Jews were the reviled plutocrats and bourgeoisie in dictatorships of the proletariat, and proletariat agitators to robber-barons and captains of capitalist industry. We were too ostentatiously rich or too bedraggled poor, too repulsively ugly or too exotically enticing, too obsequious or too arrogant, too downtrodden or too exploiting, too high on the moral ground or baking matzos with the blood of Christian tots (or Muslims, depending on libelous particulars).

We were continuously too smart for our own good and therefore accused of cabals and hatching nefarious plots. We were the perfect target because we were weak, but decried as too strong when we strove not to be so helpless.

As a consequence, our self-defense is habitually denounced – only ours, of all the nations on this earth. The Brits aren’t unaware of this. They condemn us with kneejerk alacrity and they know it.

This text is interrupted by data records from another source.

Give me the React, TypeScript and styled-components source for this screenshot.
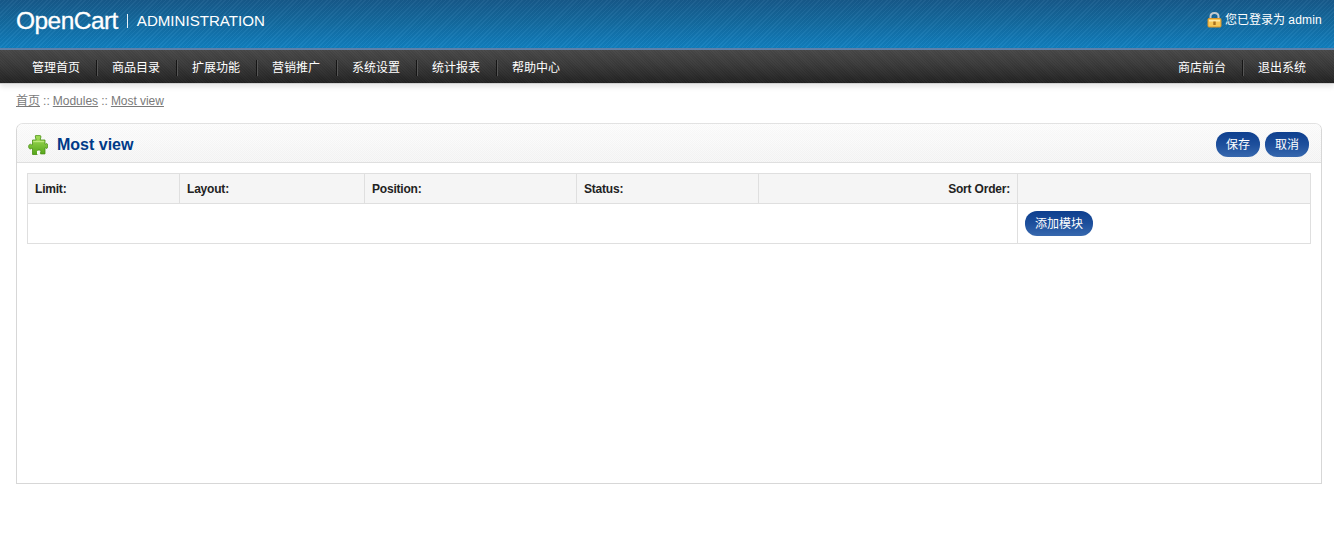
import React from "react";
import styled, { createGlobalStyle } from "styled-components";

const Global = createGlobalStyle`
  html, body { margin: 0; padding: 0; background: #fff; }
  body { font-family: "Liberation Sans", "Noto Sans CJK SC", sans-serif; font-size: 12px; color: #000; }
`;

const Page = styled.div`
  display: flex;
  flex-direction: column;
  min-height: 555px;
`;

const Header = styled.header`
  height: 48px;
  display: flex;
  align-items: center;
  justify-content: space-between;
  padding: 0 12px 8px 16px;
  box-sizing: border-box;
  background:
    repeating-linear-gradient(135deg, rgba(255,255,255,.04) 0 1px, rgba(0,0,0,.03) 1px 3px),
    linear-gradient(180deg, #175a8b 0%, #146a9f 45%, #1180c0 100%);
`;

const Brand = styled.div`
  display: flex;
  align-items: center;
  color: #fff;
  height: 40px;
  padding-top: 2px;
  box-sizing: border-box;
`;

const BrandName = styled.span`
  font-size: 24.5px;
  letter-spacing: -0.55px;
  line-height: 28px;
  -webkit-text-stroke: 0.3px #fff;
`;

const BrandDivider = styled.span`
  width: 1px;
  height: 14px;
  background: #e6f0f7;
  margin: 0 9px 0 9px;
`;

const BrandSub = styled.span`
  font-size: 15.1px;
  line-height: 18px;
`;

const Logged = styled.div`
  display: flex;
  align-items: center;
  gap: 3px;
  color: #fff;
  font-size: 12px;
  line-height: 16px;
`;

const LoggedName = styled.span`
  white-space: pre;
`;

const LoggedUser = styled.span`
  letter-spacing: 0.2px;
`;

const Nav = styled.nav`
  height: 35px;
  box-sizing: border-box;
  border-top: 2px solid #5f80a8;
  display: flex;
  justify-content: space-between;
  padding: 0 12px 0 16px;
  background:
    repeating-linear-gradient(45deg, rgba(255,255,255,.02) 0 1px, rgba(0,0,0,.03) 1px 2px),
    linear-gradient(180deg, #484848 0%, #3a3a3a 45%, #222 100%);
  box-shadow: 0 1px 0 #d0d0d0, 0 4px 5px rgba(0,0,0,.1);
`;

const NavGroup = styled.ul`
  display: flex;
  align-items: center;
  list-style: none;
  margin: 0;
  padding: 0;
`;

const NavItem = styled.li<{ $last?: boolean }>`
  color: #fff;
  font-size: 12px;
  line-height: 16px;
  padding: 0 16px;
  height: 16px;
  box-sizing: border-box;
  width: 80px;
  margin-top: 2px;
  box-shadow: ${(p) => (p.$last ? "none" : "1px 0 0 #151515, 2px 0 0 #555")};
`;

const Crumbs = styled.div`
  padding: 10px 16px 0;
  height: 40px;
  box-sizing: border-box;
  font-size: 12px;
  line-height: 16px;
  color: #7a7a7a;
  word-spacing: -0.3px;
`;

const Crumb = styled.a`
  color: #7a7a7a;
  text-decoration: underline;
`;

const Box = styled.section`
  margin: 0 12px 0 16px;
  height: 361px;
  box-sizing: border-box;
  border: 1px solid #d7d7d7;
  border-top-color: #e2e2e2;
  border-radius: 7px 7px 0 0;
  display: flex;
  flex-direction: column;
`;

const Heading = styled.div`
  height: 39px;
  box-sizing: border-box;
  flex: none;
  display: flex;
  align-items: center;
  justify-content: space-between;
  padding: 2px 12px 0 11px;
  border-bottom: 1px solid #dfdfdf;
  border-radius: 6px 6px 0 0;
  background:
    repeating-conic-gradient(rgba(0,0,0,.012) 0 25%, rgba(255,255,255,.25) 0 50%) 0 0 / 2px 2px,
    linear-gradient(180deg, #fcfcfc 0%, #f4f4f4 100%);
`;

const Title = styled.h1`
  display: flex;
  align-items: center;
  gap: 9px;
  margin: 0;
  font-size: 16px;
  font-weight: bold;
  line-height: 22px;
  padding-top: 1px;
  color: #003a88;
`;

const Buttons = styled.div`
  display: flex;
  gap: 5px;
`;

const Button = styled.a`
  display: inline-block;
  height: 25px;
  line-height: 27px;
  padding: 0 10px;
  border-radius: 12px;
  color: #fff;
  font-size: 12px;
  white-space: nowrap;
  background: linear-gradient(180deg, #0e3f8e 0%, #1d4f9c 50%, #3768ae 100%);
`;

const Content = styled.div`
  padding: 10px 10px 0;
`;

const Table = styled.table`
  width: 1284px;
  border-collapse: collapse;
  table-layout: fixed;
`;

const Th = styled.th<{ $w?: number; $right?: boolean }>`
  width: ${(p) => (p.$w ? `${p.$w}px` : "auto")};
  height: 30px;
  padding: 0 7px;
  box-sizing: border-box;
  background: repeating-conic-gradient(#f2f2f2 0 25%, #f7f7f7 0 50%) 0 0 / 2px 2px;
  border: 1px solid #dfdfdf;
  font-size: 12px;
  font-weight: bold;
  letter-spacing: -0.2px;
  color: #222;
  text-align: ${(p) => (p.$right ? "right" : "left")};
`;

const Td = styled.td`
  height: 40px;
  padding: 0 7px;
  box-sizing: border-box;
  border: 1px solid #dfdfdf;
`;

const Puzzle = () => (
  <svg width="20" height="20" viewBox="0 0 20 20">
    <defs>
      <linearGradient id="pz" x1="0" y1="0" x2="0" y2="1">
        <stop offset="0" stopColor="#a6e05a" />
        <stop offset="1" stopColor="#55a51a" />
      </linearGradient>
    </defs>
    <path
      d="M7.5.6h4.6c.7 0 1 .7.8 1.4l-.7 3H17v4.2h.6c.3-.4.6-.6 1-.6.8 0 1.1.9 1.1 2.4s-.3 2.4-1.1 2.4c-.4 0-.7-.2-1-.6H17v6.1h-4.4V17c.3-.3.4-.8.1-1.3-.6-.9-2.5-.9-3.1 0-.3.5-.2 1 .1 1.3v2.5H4.5v-6.1h-1c-.3.4-.6.6-1 .6-1 0-1.9-.9-1.9-2.4s.9-2.4 1.9-2.4c.4 0 .7.2 1 .6h1V5h3.6l-.7-3c-.2-.7.1-1.4.1-1.4z"
      fill="url(#pz)"
      stroke="#4a8f14"
      strokeWidth=".8"
    />
    <path d="M5.2 5.8h11v1.4h-11z" fill="#cdf08f" opacity=".75" />
    <path d="M9 19.5V17c-.3-.4-.2-.9.2-1.1.6-.3 1.4-.1 1.7.3.2.3.1.6-.1.8v2.5z" fill="#fff" />
  </svg>
);

const Lock = () => (
  <svg width="15" height="16" viewBox="0 0 15 16">
    <path d="M3.5 7V4.6C3.5 2.4 5.2 1 7.5 1s4 1.4 4 3.6V7" fill="none" stroke="#c2c9cd" strokeWidth="2" />
    <rect x="1" y="6.5" width="13" height="8.5" rx="1" fill="#f6c757" stroke="#d9952b" />
    <rect x="2" y="8" width="11" height="1.5" fill="#fde9a6" />
    <rect x="6.3" y="9.5" width="2.4" height="3.5" fill="#a8701d" />
  </svg>
);

export default function App() {
  const left = ["管理首页", "商品目录", "扩展功能", "营销推广", "系统设置", "统计报表", "帮助中心"];
  return (
    <Page>
      <Global />
      <Header>
        <Brand>
          <BrandName>OpenCart</BrandName>
          <BrandDivider />
          <BrandSub>ADMINISTRATION</BrandSub>
        </Brand>
        <Logged>
          <Lock />
          <LoggedName>您已登录为 <LoggedUser>admin</LoggedUser></LoggedName>
        </Logged>
      </Header>
      <Nav>
        <NavGroup>
          {left.map((t, i) => (
            <NavItem key={t} $last={i === left.length - 1}>{t}</NavItem>
          ))}
        </NavGroup>
        <NavGroup>
          <NavItem>商店前台</NavItem>
          <NavItem $last>退出系统</NavItem>
        </NavGroup>
      </Nav>
      <Crumbs>
        <Crumb>首页</Crumb> :: <Crumb>Modules</Crumb> :: <Crumb>Most view</Crumb>
      </Crumbs>
      <Box>
        <Heading>
          <Title>
            <Puzzle />
            Most view
          </Title>
          <Buttons>
            <Button>保存</Button>
            <Button>取消</Button>
          </Buttons>
        </Heading>
        <Content>
          <Table>
            <thead>
              <tr>
                <Th $w={152}>Limit:</Th>
                <Th $w={185}>Layout:</Th>
                <Th $w={212}>Position:</Th>
                <Th $w={182}>Status:</Th>
                <Th $w={259} $right>Sort Order:</Th>
                <Th />
              </tr>
            </thead>
            <tbody>
              <tr>
                <Td colSpan={5} />
                <Td>
                  <Button>添加模块</Button>
                </Td>
              </tr>
            </tbody>
          </Table>
        </Content>
      </Box>
    </Page>
  );
}
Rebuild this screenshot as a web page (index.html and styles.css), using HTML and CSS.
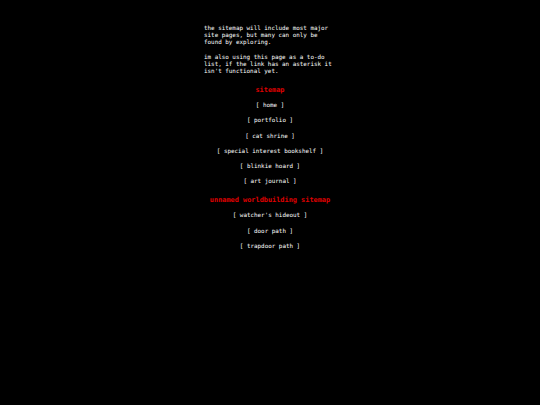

This predisposition was satirized back in the 1980s by the matchless sitcom creators who gave us the BBC’s Yes, Ministerand Yes, Prime Minister. Get this hardly farfetched exchange of views at Number 10 Downing Street:

Prime Minister: I gather we’re planning to vote against Israel in the UN tonight.

Foreign Secretary
: Of course!

Prime Minister: Why?

Foreign Secretary
: They bombed the PLO.

Prime Minister: But the PLO bombed Israel!

Foreign Secretary: Yes, but the Israelis dropped more bombs than the PLO did.

This skit was scripted nearly 30 years ago. It could have been credibly written yesterday and realistically performed by Cameron and Hague.